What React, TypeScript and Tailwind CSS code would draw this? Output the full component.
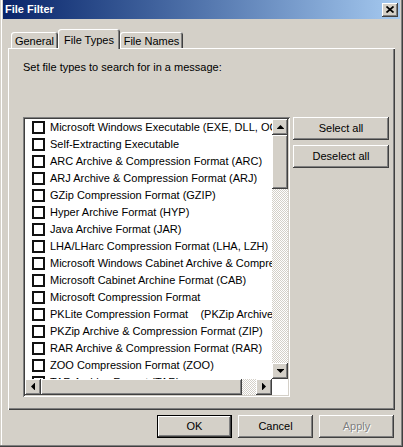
import React from "react";

const raised =
  "shadow-[inset_-1px_-1px_#404040,inset_1px_1px_#ffffff,inset_-2px_-2px_#808080,inset_2px_2px_#d4d0c8]";
const sunken =
  "shadow-[inset_1px_1px_#808080,inset_-1px_-1px_#ffffff,inset_2px_2px_#404040,inset_-2px_-2px_#d4d0c8]";
const hatch =
  "bg-[image:repeating-conic-gradient(#d4d0c8_0_25%,#ffffff_0_50%)] bg-[length:2px_2px]";

const fileTypes = [
  "Microsoft Windows Executable (EXE, DLL, OCX)",
  "Self-Extracting Executable",
  "ARC Archive & Compression Format (ARC)",
  "ARJ Archive & Compression Format (ARJ)",
  "GZip Compression Format (GZIP)",
  "Hyper Archive Format (HYP)",
  "Java Archive Format (JAR)",
  "LHA/LHarc Compression Format (LHA, LZH)",
  "Microsoft Windows Cabinet Archive & Compression Format",
  "Microsoft Cabinet Archine Format (CAB)",
  "Microsoft Compression Format",
  "PKLite Compression Format    (PKZip Archive & Compression Format)",
  "PKZip Archive & Compression Format (ZIP)",
  "RAR Archive & Compression Format (RAR)",
  "ZOO Compression Format (ZOO)",
  "TAR Archive Format (TAR)",
];

type Dir = "up" | "down" | "left" | "right";

const arrowPoints: Record<Dir, string> = {
  up: "3.5,0 7.5,4 -0.5,4",
  down: "-0.5,0 7.5,0 3.5,4",
  left: "4,-0.5 4,7.5 0,3.5",
  right: "0,-0.5 0,7.5 4,3.5",
};

function ScrollArrow({ dir }: { dir: Dir }) {
  const vertical = dir === "up" || dir === "down";
  return (
    <div className={`flex h-[16px] w-[16px] shrink-0 items-center justify-center bg-[#d4d0c8] ${raised}`}>
      <svg
        width={vertical ? 7 : 4}
        height={vertical ? 4 : 7}
        viewBox={vertical ? "0 0 7 4" : "0 0 4 7"}
        className="-mt-[1px]"
      >
        <polygon points={arrowPoints[dir]} fill="#000" />
      </svg>
    </div>
  );
}

function Button({
  label,
  isDefault,
  disabled,
  className = "",
}: {
  label: string;
  isDefault?: boolean;
  disabled?: boolean;
  className?: string;
}) {
  return (
    <button
      type="button"
      className={`flex h-[23px] items-center justify-center bg-[#d4d0c8] text-[11px] ${raised} ${
        isDefault ? "border border-black" : ""
      } ${disabled ? "text-[#808080] [text-shadow:1px_1px_#ffffff]" : "text-black"} ${className}`}
    >
      {label}
    </button>
  );
}

function Tab({ label, width, selected }: { label: string; width: string; selected?: boolean }) {
  return (
    <div
      className={`flex items-start justify-center rounded-t-[3px] bg-[#d4d0c8] text-[11px] text-black shadow-[inset_1px_1px_#ffffff,inset_-1px_0_#404040,inset_-2px_0_#808080] ${width} ${
        selected ? "relative top-[1px] z-10 h-[20px] pt-[3px]" : "h-[16px] pt-[1px]"
      }`}
    >
      {label}
    </div>
  );
}

export default function App() {
  return (
    <div className="flex h-[447px] w-[403px] flex-col bg-[#d4d0c8] px-[3px] pb-[3px] font-['Tahoma','Liberation_Sans',sans-serif] shadow-[inset_-1px_-1px_#404040,inset_-2px_-2px_#808080,inset_1px_0_#d4d0c8,inset_2px_0_#ffffff]">
      {/* title bar */}
      <div className="flex h-[19px] items-center justify-between bg-gradient-to-r from-[#0a246a] to-[#a6caf0] pl-[2px] pr-[2px]">
        <span className="text-[11px] font-bold text-white">File Filter</span>
        <div className={`flex h-[14px] w-[16px] items-center justify-center bg-[#d4d0c8] ${raised}`}>
          <svg width="8" height="7" viewBox="0 0 8 7" className="-mt-[1px]">
            <path d="M0.5 0.5 L7.5 6.5 M7.5 0.5 L0.5 6.5" stroke="#000" strokeWidth="1.7" />
          </svg>
        </div>
      </div>

      <div className="flex flex-1 flex-col px-[5px]">
        {/* tabs */}
        <div className="mt-[10px] flex h-[19px] items-end pl-[3px]">
          <Tab label="General" width="w-[47px]" />
          <Tab label="File Types" width="w-[62px]" selected />
          <Tab label="File Names" width="w-[63px]" />
        </div>

        {/* tab page */}
        <div className="flex h-[362px] flex-col pl-[15px] pt-[13px] shadow-[inset_1px_1px_#ffffff,inset_-1px_-1px_#404040,inset_-2px_-2px_#808080]">
          <p className="h-[13px] text-[11px] leading-[13px] text-black">
            Set file types to search for in a message:
          </p>

          <div className="mt-[43px] flex">
            {/* list box */}
            <div className={`h-[280px] w-[267px] bg-white p-[2px] ${sunken}`}>
              <div className="flex h-full flex-col">
                <div className="flex min-h-0 flex-1">
                  <div className="min-w-0 flex-1 overflow-hidden">
                    {fileTypes.map((t) => (
                      <div key={t} className="flex h-[17px] items-center pl-[7px]">
                        <span className="h-[13px] w-[13px] shrink-0 border-2 border-[#111] bg-white" />
                        <span className="ml-[5px] whitespace-pre text-[11px] text-black">{t}</span>
                      </div>
                    ))}
                  </div>
                  <div className="flex w-[16px] flex-col">
                    <ScrollArrow dir="up" />
                    <div className={`h-[54px] bg-[#d4d0c8] ${raised}`} />
                    <div className={`flex-1 ${hatch}`} />
                    <ScrollArrow dir="down" />
                  </div>
                </div>
                <div className="flex h-[16px]">
                  <ScrollArrow dir="left" />
                  <div className={`w-[201px] bg-[#d4d0c8] ${raised}`} />
                  <div className={`flex-1 ${hatch}`} />
                  <ScrollArrow dir="right" />
                  <div className="w-[16px] bg-white" />
                </div>
              </div>
            </div>

            {/* side buttons */}
            <div className="ml-[3px] flex w-[96px] flex-col gap-[5px]">
              <Button label="Select all" />
              <Button label="Deselect all" />
            </div>
          </div>
        </div>

        {/* dialog buttons */}
        <div className="mt-[5px] flex justify-end gap-[6px] pr-[1px]">
          <Button label="OK" isDefault className="w-[75px]" />
          <Button label="Cancel" className="w-[75px]" />
          <Button label="Apply" disabled className="w-[75px]" />
        </div>
      </div>
    </div>
  );
}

········

Instructions to follow
Starting with the first line of the data above and ending with the line containing "import React from", please restate every line exactly, leaving images out.

Reply to the exercise
What React, TypeScript and Tailwind CSS code would draw this? Output the full component.
import React from "react";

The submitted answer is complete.